Will most folks have enough money to retire comfortably? Will employer-sponsored retirement plans help do the trick? Probably not. A recent report from human resources consulting company Hewitt Associates found that just 18% of employees who have the potential to work at least 30 years and contribute to their employer's savings plans during that time will have enough money to meet their retirement needs.

According to Hewitt's "Real Deal" report on retirement income adequacy at large companies, the average employee contributing to a company-sponsored defined-contribution plans during their career can expect to accumulate retirement resources at 13.3 times their final pay at retirement. The problem, Hewitt says, is that it expects people will need 15.7 times final pay to maintain their pre-retirement lifestyle. That's a 15% shortfall.

Of that 15.7 figure, Social Security is expected to provide 4.7 times final pay. Employees need to get the remaining 11 times final pay from such sources as company-provided plans and personal savings. The 15.7 figure assumes annual inflation at 3% and rising medical costs greater than the overall inflation rate. It also assumes people want to maintain their pre-retirement lifestyle.

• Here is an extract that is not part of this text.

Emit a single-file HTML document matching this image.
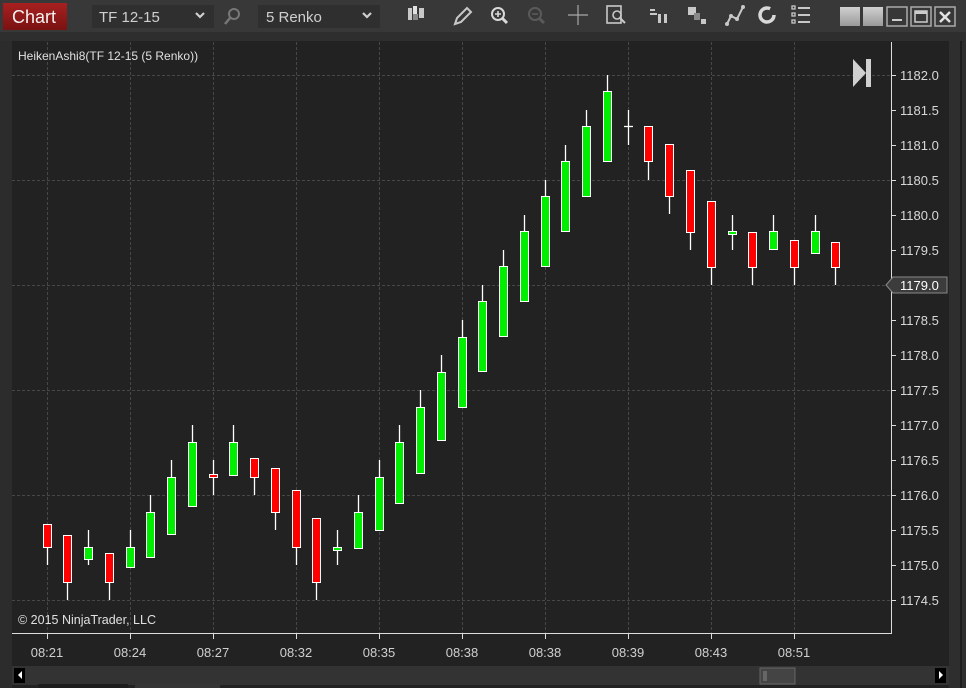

"You have to be careful about defining 'having enough' [money]," says Rob Reiskytl, who leads Hewitt's retirement plan strategy and design team. "That can be debatable on an individual level."

That said, Hewitt's study taps into a growing body of studies suggesting that too many Americans will be financially ill-prepared for retirement.

Hewitt's study comprises 2.1 million employees at 84 large companies. When it comes to gauging whether someone will have enough resources to meet retirement needs, the study assumes a lifespan of 86 years old for females and 84 for males. Planning for a longer life means a person would need more than 15.7 times their final pay at retirement, Reiskytl says.

He notes that people can help their cause by saving earlier, boosting contributions
to employer-sponsored retirement plans, and working longer. The benefits of working longer include extra savings and increased social security benefits.

"There are several mathematical solutions to this problem," Reiskytl says. "But it may be difficult in practical terms for many Americans to eliminate or reduce the [retirement savings] shortfall."